We can find no case and none has been cited where the owner of the improvements has refused to remove his improvements pursuant to the landowner’s request. Which is frankly the situation we have here. It certainly does not appear reasonable to us that a landowner should be put to the added expense of having to sue either to enforce the removal of the improvements or be put to the expense of removing said improvements and then suing for reimbursement of the expenses incurred. Certainly in the instant case, it is questionable whether such a judgment would ever be collectable. In this case defendant, owed to plaintiff timely and reasonable notice and as to whether he intended to retain or order the removal of the improvements. The record clearly reflects that plaintiff was on numerous occasions advised of the necessity of removing his improvements. Counsel for plaintiff urges in briei that “a mere request” is insufficient. It does not appear necessary to us that a formal written request or order should have to be given to or served upon the plaintiff here so long as the record reflects that the plaintiff was informally notified of the necessity to remove his improvements. Plaintiff admits to this knowledge. Under these circumstances the requirements of CC Art. 508 have been met. It was particularly important that the defendant here give to plaintiff reasonable time for the latter to remove his improvements for had he not done so and sold the land or granted the easement without reserving to plaintiff the right to remove his improvements, defendant would be held to have elected to retain them.

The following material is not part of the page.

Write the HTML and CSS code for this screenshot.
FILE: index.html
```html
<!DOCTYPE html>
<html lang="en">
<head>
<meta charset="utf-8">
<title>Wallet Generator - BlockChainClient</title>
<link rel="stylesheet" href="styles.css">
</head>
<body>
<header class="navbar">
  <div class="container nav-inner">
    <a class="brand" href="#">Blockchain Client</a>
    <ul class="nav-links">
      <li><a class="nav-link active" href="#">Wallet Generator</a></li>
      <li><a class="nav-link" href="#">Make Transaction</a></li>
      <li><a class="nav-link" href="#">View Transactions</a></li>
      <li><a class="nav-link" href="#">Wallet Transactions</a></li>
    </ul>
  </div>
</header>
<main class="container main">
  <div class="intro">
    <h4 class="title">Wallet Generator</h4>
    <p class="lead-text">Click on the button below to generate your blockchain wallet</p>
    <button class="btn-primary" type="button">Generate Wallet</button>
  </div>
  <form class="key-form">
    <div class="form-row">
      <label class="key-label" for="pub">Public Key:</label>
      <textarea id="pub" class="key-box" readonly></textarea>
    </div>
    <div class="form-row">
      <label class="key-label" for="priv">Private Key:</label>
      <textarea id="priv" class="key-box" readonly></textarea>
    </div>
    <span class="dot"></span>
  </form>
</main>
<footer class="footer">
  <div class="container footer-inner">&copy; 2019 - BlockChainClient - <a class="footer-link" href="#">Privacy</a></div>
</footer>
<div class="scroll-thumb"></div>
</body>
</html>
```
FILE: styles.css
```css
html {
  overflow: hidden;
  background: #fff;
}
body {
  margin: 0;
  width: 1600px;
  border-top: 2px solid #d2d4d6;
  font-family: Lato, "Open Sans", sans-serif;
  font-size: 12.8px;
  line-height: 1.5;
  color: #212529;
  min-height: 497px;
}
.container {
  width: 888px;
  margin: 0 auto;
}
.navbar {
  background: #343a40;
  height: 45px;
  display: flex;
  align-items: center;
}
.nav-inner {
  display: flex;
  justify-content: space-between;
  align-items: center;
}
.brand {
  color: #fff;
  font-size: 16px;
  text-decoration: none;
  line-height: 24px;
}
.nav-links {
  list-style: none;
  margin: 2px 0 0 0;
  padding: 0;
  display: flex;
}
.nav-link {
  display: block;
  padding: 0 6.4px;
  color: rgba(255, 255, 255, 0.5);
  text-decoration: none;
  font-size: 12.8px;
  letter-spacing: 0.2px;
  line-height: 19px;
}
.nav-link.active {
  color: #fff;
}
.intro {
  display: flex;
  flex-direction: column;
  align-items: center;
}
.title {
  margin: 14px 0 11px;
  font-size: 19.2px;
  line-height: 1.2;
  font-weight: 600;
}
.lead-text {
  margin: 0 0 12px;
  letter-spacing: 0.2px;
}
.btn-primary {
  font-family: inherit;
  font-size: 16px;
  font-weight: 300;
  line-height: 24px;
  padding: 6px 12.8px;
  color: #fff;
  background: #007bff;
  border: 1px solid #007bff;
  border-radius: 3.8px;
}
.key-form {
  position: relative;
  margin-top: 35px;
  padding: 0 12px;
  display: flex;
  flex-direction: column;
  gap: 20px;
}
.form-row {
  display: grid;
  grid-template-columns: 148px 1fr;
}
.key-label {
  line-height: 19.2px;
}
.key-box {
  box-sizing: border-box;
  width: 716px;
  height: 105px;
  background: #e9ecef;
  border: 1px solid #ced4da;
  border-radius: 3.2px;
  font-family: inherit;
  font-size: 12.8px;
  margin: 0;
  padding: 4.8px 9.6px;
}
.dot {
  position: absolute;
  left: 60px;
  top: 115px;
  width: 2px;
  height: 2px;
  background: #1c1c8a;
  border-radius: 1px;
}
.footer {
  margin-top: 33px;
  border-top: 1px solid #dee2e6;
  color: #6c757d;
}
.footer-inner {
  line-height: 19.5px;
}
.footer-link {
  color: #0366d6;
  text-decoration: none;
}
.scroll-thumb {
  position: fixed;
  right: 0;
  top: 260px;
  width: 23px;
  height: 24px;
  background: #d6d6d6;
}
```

Correspondingly, it was the obligation of the plaintiff to expeditiously remove his improvements when requested to do so. His refusal to comply with defendant’s request is in effect denying defendant the option to retain and compensate or order the removal as expressly provided in LSA-C.C. Art. 508. Thus, where the owner of the materials after having received timely and reasonable notice to remove his improvements refuses to do so he cannot at a later date be heard to complain and will be presumed to have abandoned his improvements. For certainly if the improvements are worth salvaging the responsibility to do so rests squarely with the owner thereof. If the said improvements are not worth salvaging neither the owner thereof nor the landowner should be required to do so. However, this option rests clearly with the owner of the improvements and when he fails to act after reasonable notice he will be deemed to have abandoned his materials. To hold otherwise would place the landowner at a serious disadvantage and would ultimately discourage the granting of permission to another to occupy a part of one’s land. We state again plaintiff had from May 20, 1964 to September 30, 1964 in which to remove his improvements and he failed to do so.

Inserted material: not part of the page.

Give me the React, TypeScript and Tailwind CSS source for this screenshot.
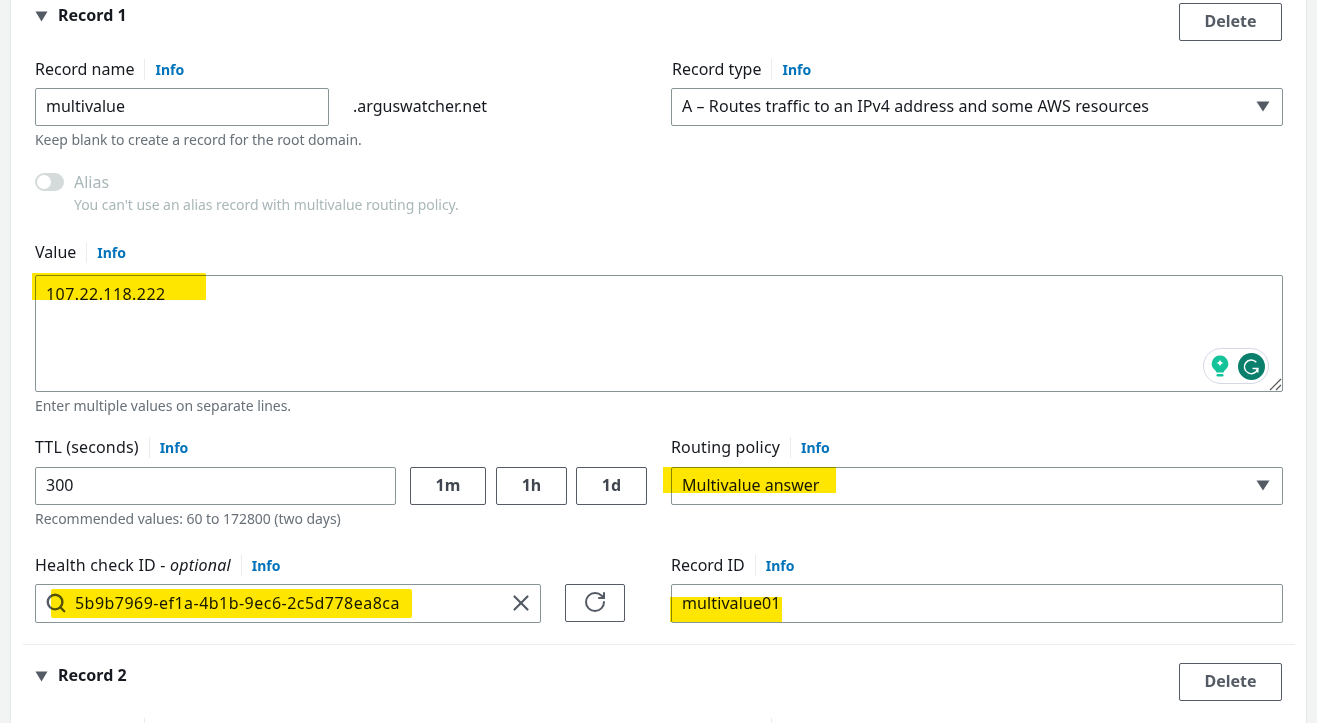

Plaintiff further seeks to recover the value of his improvements on the grounds of unjust enrichment. LSA-C.C. Art. 21. He argues that the defendant sold and conveyed his improvements to the United States of America. We feel constrained to comment on this point lest our decision remain entirely based upon the conclusions we reached hereinabove and the impression be given that the defendant did in fact enrich himself at plaintiff’s expense. Plaintiff contends, based on the testimony of Mr. Doty, that a part of the $16,100.00 consideration paid to defendant included the sum of $5,500.00, representing the appraised value of plaintiff’s improvements. *361The trial judge concluded and we think rightly so that the plaintiff had failed to bear the burden of proof of this allegation. The issue on this point concerned the question of whether defendant granted to the United States of America a perpetual easement over his property for the consideration of approximately $10.00 per acre or whether or not it included the value of plaintiff’s improvements.

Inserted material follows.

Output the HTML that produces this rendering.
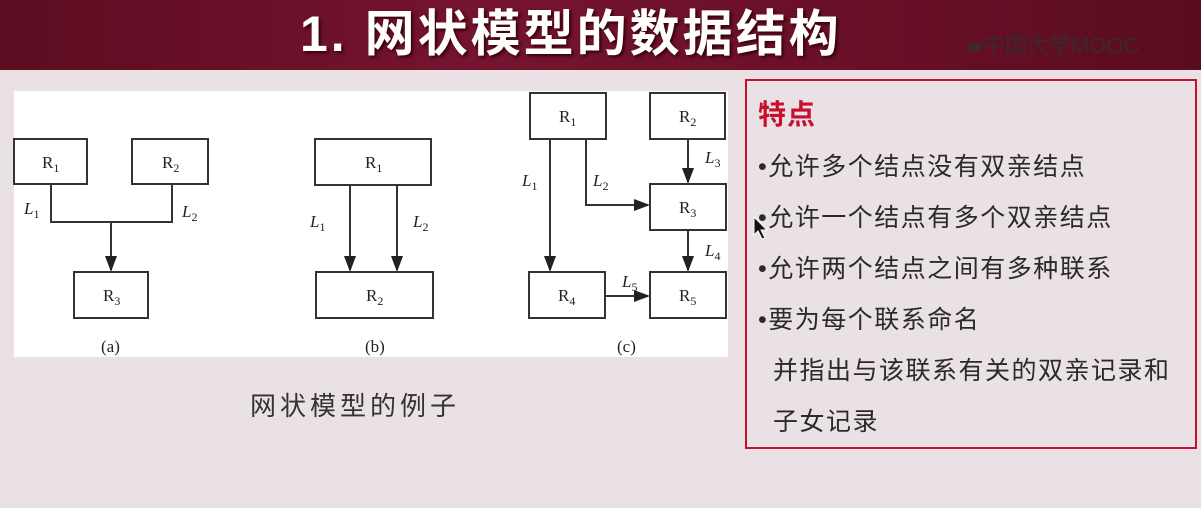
<!DOCTYPE html>
<html><head><meta charset="utf-8"><style>
body{margin:0;width:1201px;height:508px;overflow:hidden;background:#e9e1e3;font-family:"Liberation Sans","Noto Sans CJK SC",sans-serif;position:relative}
.hdr{position:absolute;left:0;top:0;width:1201px;height:70px;background:linear-gradient(90deg,#5c0c20,#761430 40%,#6a1028 70%,#5a0c1e)}
.title{position:absolute;left:300px;top:-6px;color:#fff;font-size:50px;letter-spacing:3px;font-weight:bold;white-space:nowrap;text-shadow:2px 2px 3px #300}
.mooc{position:absolute;left:966px;top:28px;font-size:22px;color:#3a2a2e;white-space:nowrap}
.white{position:absolute;left:14px;top:91px;width:714px;height:266px;background:#fff}
.cap{position:absolute;left:250px;top:386px;font-size:26px;letter-spacing:4px;color:#333}
.rb{position:absolute;left:745px;top:79px;width:448px;height:366px;border:2px solid #c8102e}
.t{position:absolute;left:758px;font-size:25px;letter-spacing:1.5px;color:#2a2a2a;white-space:nowrap}
</style></head><body>
<div class="hdr"></div>
<div class="title">1. 网状模型的数据结构</div>
<div class="mooc">▰中国大学MOOC</div>
<div class="white"></div>
<svg style="position:absolute;left:0;top:0" width="740" height="370" font-family="Liberation Serif,serif" font-size="17">
<defs><marker id="a" markerWidth="8" markerHeight="8" refX="7" refY="4" orient="auto"><path d="M0,1 L8,4 L0,7z" fill="#222"/></marker></defs>
<g fill="none" stroke="#333" stroke-width="2">
<rect x="14" y="139" width="73" height="45"/><rect x="132" y="139" width="76" height="45"/><rect x="74" y="272" width="74" height="46"/>
<rect x="315" y="139" width="116" height="46"/><rect x="316" y="272" width="117" height="46"/>
<rect x="530" y="93" width="76" height="46"/><rect x="650" y="93" width="75" height="46"/><rect x="650" y="184" width="76" height="46"/><rect x="529" y="272" width="76" height="46"/><rect x="650" y="272" width="76" height="46"/>
<path d="M51,184V222H172V184"/>
<path d="M111,222V270" marker-end="url(#a)"/>
<path d="M350,185V270" marker-end="url(#a)"/><path d="M397,185V270" marker-end="url(#a)"/>
<path d="M550,139V270" marker-end="url(#a)"/>
<path d="M586,139V205H648" marker-end="url(#a)"/>
<path d="M688,139V182" marker-end="url(#a)"/><path d="M688,230V270" marker-end="url(#a)"/>
<path d="M605,296H648" marker-end="url(#a)"/>
</g>
<g fill="#222">
<text x="42" y="168">R<tspan font-size="12" dy="4">1</tspan></text>
<text x="162" y="168">R<tspan font-size="12" dy="4">2</tspan></text>
<text x="103" y="301">R<tspan font-size="12" dy="4">3</tspan></text>
<text x="365" y="168">R<tspan font-size="12" dy="4">1</tspan></text>
<text x="366" y="301">R<tspan font-size="12" dy="4">2</tspan></text>
<text x="559" y="122">R<tspan font-size="12" dy="4">1</tspan></text>
<text x="679" y="122">R<tspan font-size="12" dy="4">2</tspan></text>
<text x="679" y="213">R<tspan font-size="12" dy="4">3</tspan></text>
<text x="558" y="301">R<tspan font-size="12" dy="4">4</tspan></text>
<text x="679" y="301">R<tspan font-size="12" dy="4">5</tspan></text>
<g font-style="italic"><text x="24" y="214">L<tspan font-size="12" font-style="normal" dy="4">1</tspan></text>
<text x="182" y="217">L<tspan font-size="12" font-style="normal" dy="4">2</tspan></text>
<text x="310" y="227">L<tspan font-size="12" font-style="normal" dy="4">1</tspan></text>
<text x="413" y="227">L<tspan font-size="12" font-style="normal" dy="4">2</tspan></text>
<text x="522" y="186">L<tspan font-size="12" font-style="normal" dy="4">1</tspan></text>
<text x="593" y="186">L<tspan font-size="12" font-style="normal" dy="4">2</tspan></text>
<text x="705" y="163">L<tspan font-size="12" font-style="normal" dy="4">3</tspan></text>
<text x="705" y="256">L<tspan font-size="12" font-style="normal" dy="4">4</tspan></text>
<text x="622" y="287">L<tspan font-size="12" font-style="normal" dy="4">5</tspan></text></g>
<text x="101" y="352">(a)</text><text x="365" y="352">(b)</text><text x="617" y="352">(c)</text>
</g></svg>
<div class="cap">网状模型的例子</div>
<div class="rb"></div>
<div class="t" style="top:93px;color:#c8102e;font-weight:bold;font-size:28px;letter-spacing:1px">特点</div>
<div class="t" style="top:147px">•允许多个结点没有双亲结点</div>
<div class="t" style="top:198px">•允许一个结点有多个双亲结点</div>
<div class="t" style="top:249px">•允许两个结点之间有多种联系</div>
<div class="t" style="top:300px">•要为每个联系命名</div>
<div class="t" style="top:351px;left:773px">并指出与该联系有关的双亲记录和</div>
<div class="t" style="top:402px;left:773px">子女记录</div>
<svg style="position:absolute;left:753px;top:216px" width="16" height="24"><path d="M1,1 L1,19 L5,15 L9,23 L12,22 L8,14 L14,14z" fill="#111" stroke="#fff" stroke-width="1"/></svg>
</body></html>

Much authority is granted to the trier of fact in the evaluation of witnesses and in the determination of which witness’s testimony shall be accorded more weight where there is a substantial variance in the testimony. This authority will not be overturned and the judgment of the appellate court substituted in its stead unless there is a clear showing that the trial judge’s decision is manifestly erroneous. The trial judge stated that when Mr. Doty talked to plaintiff he said one thing and when he negotiated with defendant he said another. We, like the trial judge, do not find that the defendant converted plaintiff’s improvements to his own use and benefit. Defendant in its agreement of May 20, 1964 reserved to plaintiff the latter’s right to remove his improvements. On September 2, 1964 when the formal act was executed granting the perpetual easement, defendant therein again reserved unto plaintiff until September 30, 1964 the latter’s right to remove his improvements. At no time did defendant do less in the satisfaction of his responsibility to plaintiff than he was legally required to do, namely: request of plaintiff to remove his improvements.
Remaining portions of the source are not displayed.